◆ **Work to do**
Scan each line of the records for the word "this" and extract the ones that have it.

(Front-end source files)
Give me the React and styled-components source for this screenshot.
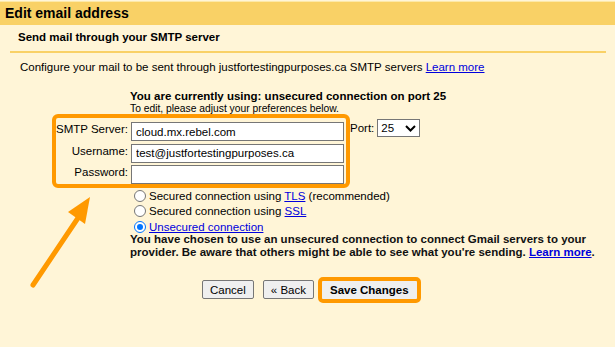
import React from "react";
import styled, { createGlobalStyle } from "styled-components";

const Global = createGlobalStyle`
    html, body {
        margin: 0;
        padding: 0;
        background: #fff5d7;
    }
    body {
        font-family: "Liberation Sans", Arial, sans-serif;
        color: #000;
    }
`;

const Page = styled.div`
    position: relative;
    width: 615px;
    height: 347px;
    background: #fff5d7;
    overflow: hidden;
    font-size: 11.5px;
`;

const TitleBar = styled.div`
    height: 23px;
    margin-top: 1px;
    background: #f9d166;
    border-top: 1px solid #fde9a8;
    padding-left: 5px;
    font-size: 14px;
    font-weight: bold;
    line-height: 23px;
`;

const SectionHead = styled.div`
    margin: 0 9px 0 10px;
    padding: 6px 0 0 8px;
    height: 20px;
    border-bottom: 2px solid #f9d166;
    font-weight: bold;
`;

const Intro = styled.p`
    margin: 8px 0 0 20px;
`;

const Link = styled.a`
    color: #0000dd;
    text-decoration: underline;
    cursor: pointer;
`;

const Current = styled.div`
    margin: 16px 0 0 130px;
    font-weight: bold;
    line-height: 14px;
`;

const Hint = styled.div`
    margin-left: 130px;
    font-size: 10.3px;
    line-height: 11px;
`;

const FormRow = styled.div`
    display: flex;
    align-items: flex-start;
    margin: 0 0 0 52px;
`;

const Highlight = styled.div`
    display: grid;
    grid-template-columns: 72px 213px;
    column-gap: 3px;
    row-gap: 2.5px;
    padding: 4px 2px 0 0;
    border: 4px solid #ff9900;
    border-radius: 6px;
`;

const Label = styled.label`
    text-align: right;
    line-height: 15px;
    white-space: nowrap;
`;

const Input = styled.input`
    box-sizing: border-box;
    height: 19px;
    width: 213px;
    border: 1px solid #767676;
    background: #fff;
    padding: 0 4px;
    font-family: "Liberation Sans", Arial, sans-serif;
    font-size: 11.5px;
    color: #000;
    outline: none;
`;

const PortWrap = styled.div`
    display: flex;
    align-items: center;
    gap: 3px;
    margin: 5px 0 0 0;
`;

const Select = styled.div`
    box-sizing: border-box;
    display: flex;
    align-items: center;
    justify-content: space-between;
    width: 43px;
    height: 18px;
    padding: 0 3px;
    border: 1px solid #767676;
    background: #fff;
`;

const Options = styled.div`
    display: flex;
    flex-direction: column;
    margin: 0 0 0 134px;
`;

const Option = styled.label`
    display: flex;
    align-items: center;
    gap: 3px;
    height: 15.5px;
`;

const Radio = styled.span`
    box-sizing: border-box;
    width: 12px;
    height: 12px;
    border-radius: 50%;
    border: 1px solid ${(p) => (p.$on ? "#0075ff" : "#767676")};
    background: #fff;
    display: flex;
    align-items: center;
    justify-content: center;

    &::after {
        content: "";
        width: 6px;
        height: 6px;
        border-radius: 50%;
        background: ${(p) => (p.$on ? "#0075ff" : "transparent")};
    }
`;

const Warning = styled.p`
    margin: -2px 0 0 130px;
    width: 470px;
    font-weight: bold;
    line-height: 13px;
    color: #111;
`;

const Buttons = styled.div`
    display: flex;
    align-items: center;
    gap: 9px;
    margin: 18px 0 0 202px;
`;

const Button = styled.button`
    box-sizing: border-box;
    height: 19px;
    padding: 0 7px;
    border: 1px solid #767676;
    border-radius: 2px;
    background: #efefef;
    font-family: "Liberation Sans", Arial, sans-serif;
    font-size: 11.5px;
    font-weight: ${(p) => (p.$primary ? "bold" : "normal")};
    color: #000;
`;

const SaveRing = styled.div`
    border: 4px solid #ff9900;
    border-radius: 5px;
    margin-left: -5px;
    display: flex;

    ${Button} {
        border-color: #efefef;
        height: 18px;
    }
`;

const Arrow = styled.svg`
    position: absolute;
    left: 28px;
    top: 193px;
`;

export default function App() {
    return (
        <Page>
            <Global />
            <TitleBar>Edit email address</TitleBar>
            <SectionHead>Send mail through your SMTP server</SectionHead>
            <Intro>
                Configure your mail to be sent through justfortestingpurposes.ca SMTP servers{" "}
                <Link>Learn more</Link>
            </Intro>
            <Current>You are currently using: unsecured connection on port 25</Current>
            <Hint>To edit, please adjust your preferences below.</Hint>
            <FormRow>
                <Highlight>
                    <Label>SMTP Server:</Label>
                    <Input defaultValue="cloud.mx.rebel.com" />
                    <Label>Username:</Label>
                    <Input defaultValue="test@justfortestingpurposes.ca" />
                    <Label>Password:</Label>
                    <Input type="password" />
                </Highlight>
                <PortWrap>
                    Port:
                    <Select>
                        25
                        <svg width="11" height="7" viewBox="0 0 11 7">
                            <path d="M1 1l4.5 4.5L10 1" fill="none" stroke="#000" strokeWidth="2" />
                        </svg>
                    </Select>
                </PortWrap>
            </FormRow>
            <Options>
                <Option>
                    <Radio />
                    <span>
                        Secured connection using <Link>TLS</Link> (recommended)
                    </span>
                </Option>
                <Option>
                    <Radio />
                    <span>
                        Secured connection using <Link>SSL</Link>
                    </span>
                </Option>
                <Option>
                    <Radio $on />
                    <Link>Unsecured connection</Link>
                </Option>
            </Options>
            <Warning>
                You have chosen to use an unsecured connection to connect Gmail servers to your
                provider. Be aware that others might be able to see what you're sending.{" "}
                <Link>Learn more</Link>.
            </Warning>
            <Buttons>
                <Button>Cancel</Button>
                <Button>« Back</Button>
                <SaveRing>
                    <Button $primary>Save Changes</Button>
                </SaveRing>
            </Buttons>
            <Arrow width="70" height="100" viewBox="0 0 70 100">
                <path d="M5 92L52 22" stroke="#ff9900" strokeWidth="5" strokeLinecap="round" />
                <path d="M62 4L40 19L57 31Z" fill="#ff9900" />
            </Arrow>
        </Page>
    );
}
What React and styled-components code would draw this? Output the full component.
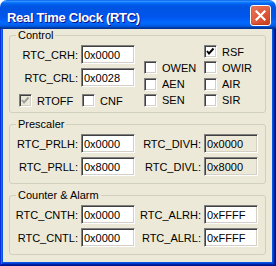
import React from 'react'
import styled, { createGlobalStyle } from 'styled-components'

const GlobalStyle = createGlobalStyle`
    html, body {
        margin: 0;
        padding: 0;
        background: #ffffff;
    }
    body {
        font-family: "Liberation Sans", Arial, sans-serif;
        font-size: 11px;
        color: #000000;
    }
`

const Window = styled.div`
    width: 276px;
    height: 266px;
    display: flex;
    flex-direction: column;
`

const TitleBar = styled.div`
    height: 29px;
    flex: none;
    box-sizing: border-box;
    display: flex;
    align-items: center;
    justify-content: space-between;
    padding: 2px 5px 0 7px;
    border-radius: 7px 7px 0 0;
    background: linear-gradient(180deg, #0058ee, #3593ff 4%, #288eff 6%, #127dff 8%, #036ffc 10%, #0262ee 14%, #0057e5 20%, #0054e3 24%, #0055eb 56%, #005bf5 66%, #026afe 76%, #0062ef 86%, #0052d6 92%, #0040ab 94%, #003092);
`

const Title = styled.span`
    padding-top: 3px;
    color: #ffffff;
    font-weight: bold;
    font-size: 13px;
    letter-spacing: -0.3px;
    text-shadow: 1px 1px #0f1089;
`

const CloseButton = styled.button`
    width: 21px;
    height: 21px;
    box-sizing: border-box;
    padding: 0;
    display: flex;
    align-items: center;
    justify-content: center;
    border: 1px solid #ffffff;
    border-radius: 3px;
    background: radial-gradient(circle at 85% 85%, #cc4625 0%, #e0583c 45%, #ea7a5e 100%);
    box-shadow: inset 0 -1px 2px #b8381a;
`

const Frame = styled.div`
    flex: 1;
    display: flex;
    padding: 0 4px 4px 3px;
    background: #0855dd;
    box-shadow: inset -1px -1px #00138c, inset 1px 0 #0831d9, inset -2px -2px #001ea0, inset 2px 0 #166aee, inset -3px -3px #003bda, inset 3px 0 #0855dd;
`

const Panel = styled.div`
    flex: 1;
    display: flex;
    flex-direction: column;
    gap: 5px;
    padding: 0 6px;
    background: #ece9d8;
`

const Group = styled.fieldset`
    margin: 0;
    padding: 3px 7px ${(props) => props.$bottom}px 2px;
    border: 1px solid #d0d0bf;
    border-radius: 3px;
    min-width: 0;
`

const Legend = styled.legend`
    margin-left: 4px;
    padding: 0 2px;
    line-height: 13px;
    font-size: 11px;
`

const FieldGrid = styled.div`
    display: grid;
    grid-template-columns: ${(props) => (props.$wide ? '69px 54px 69px 54px' : '69px 54px')};
    row-gap: 4px;
    align-items: center;
`

const Label = styled.span`
    text-align: right;
    padding-right: 3px;
    white-space: nowrap;
`

const TextBox = styled.input`
    width: 54px;
    height: 19px;
    box-sizing: border-box;
    margin: 0;
    padding: 0 0 0 2px;
    font-family: "Liberation Sans", Arial, sans-serif;
    font-size: 11px;
    color: #000000;
    background: ${(props) => (props.disabled ? '#ece9d8' : '#ffffff')};
    border-style: solid;
    border-width: 1px;
    border-color: #808080 #ffffff #ffffff #808080;
    box-shadow: inset 1px 1px #404040, inset -1px -1px #d4d0c8;
    outline: none;
`

const ControlLayout = styled.div`
    display: grid;
    grid-template-columns: 123px 123px;
    align-items: start;
`

const LeftStack = styled.div`
    display: flex;
    flex-direction: column;
    gap: 7px;
`

const CheckRow = styled.div`
    display: grid;
    grid-template-columns: 69px 54px;
`

const FlagGrid = styled.div`
    display: grid;
    grid-template-columns: 69px 54px;
    grid-auto-rows: 13px;
    row-gap: 3.33px;
`

const CheckItem = styled.label`
    display: flex;
    align-items: center;
    gap: 5px;
    height: 13px;
    padding-left: ${(props) => props.$indent || 0}px;
    grid-column: ${(props) => props.$col || 'auto'};
    white-space: nowrap;
`

const Box = styled.span`
    width: 13px;
    height: 13px;
    flex: none;
    box-sizing: border-box;
    display: flex;
    align-items: center;
    justify-content: center;
    background: ${(props) => (props.$disabled ? '#ece9d8' : '#ffffff')};
    border-style: solid;
    border-width: 1px;
    border-color: #808080 #ffffff #ffffff #808080;
    box-shadow: inset 1px 1px #404040, inset -1px -1px #d4d0c8;
`

function Check({ label, checked, disabled, indent, col }) {
    return (
        <CheckItem $indent={indent} $col={col}>
            <Box $disabled={disabled}>
                {checked && (
                    <svg width="9" height="9" viewBox="0 0 9 9">
                        <polyline points="1,4 3,6.5 7.5,1.5" fill="none" stroke={disabled ? '#a0a0a0' : '#000000'} strokeWidth="2" />
                    </svg>
                )}
            </Box>
            {label}
        </CheckItem>
    )
}

function Field({ label, value, disabled }) {
    return (
        <>
            <Label>{label}</Label>
            <TextBox defaultValue={value} readOnly disabled={disabled} />
        </>
    )
}

function App() {
    return (
        <Window>
            <GlobalStyle />
            <TitleBar>
                <Title>Real Time Clock (RTC)</Title>
                <CloseButton aria-label="Close">
                    <svg width="11" height="11" viewBox="0 0 11 11">
                        <path d="M1.5 1.5 L9.5 9.5 M9.5 1.5 L1.5 9.5" stroke="#ffffff" strokeWidth="2.2" strokeLinecap="square" />
                    </svg>
                </CloseButton>
            </TitleBar>
            <Frame>
                <Panel>
                    <Group $bottom={5}>
                        <Legend>Control</Legend>
                        <ControlLayout>
                            <LeftStack>
                                <FieldGrid>
                                    <Field label="RTC_CRH:" value="0x0000" />
                                    <Field label="RTC_CRL:" value="0x0028" />
                                </FieldGrid>
                                <CheckRow>
                                    <Check label="RTOFF" checked disabled indent={7} />
                                    <Check label="CNF" indent={1} />
                                </CheckRow>
                            </LeftStack>
                            <FlagGrid>
                                <Check label="RSF" checked col={2} />
                                <Check label="OWEN" indent={9} />
                                <Check label="OWIR" />
                                <Check label="AEN" indent={9} />
                                <Check label="AIR" />
                                <Check label="SEN" indent={9} />
                                <Check label="SIR" />
                            </FlagGrid>
                        </ControlLayout>
                    </Group>
                    <Group $bottom={7}>
                        <Legend>Prescaler</Legend>
                        <FieldGrid $wide>
                            <Field label="RTC_PRLH:" value="0x0000" />
                            <Field label="RTC_DIVH:" value="0x0000" disabled />
                            <Field label="RTC_PRLL:" value="0x8000" />
                            <Field label="RTC_DIVL:" value="0x8000" disabled />
                        </FieldGrid>
                    </Group>
                    <Group $bottom={7}>
                        <Legend>Counter &amp; Alarm</Legend>
                        <FieldGrid $wide>
                            <Field label="RTC_CNTH:" value="0x0000" />
                            <Field label="RTC_ALRH:" value="0xFFFF" />
                            <Field label="RTC_CNTL:" value="0x0000" />
                            <Field label="RTC_ALRL:" value="0xFFFF" />
                        </FieldGrid>
                    </Group>
                </Panel>
            </Frame>
        </Window>
    )
}

export default App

◆ **Full solution**
Give me the React and styled-components source for this screenshot.
What React and styled-components code would draw this? Output the full component.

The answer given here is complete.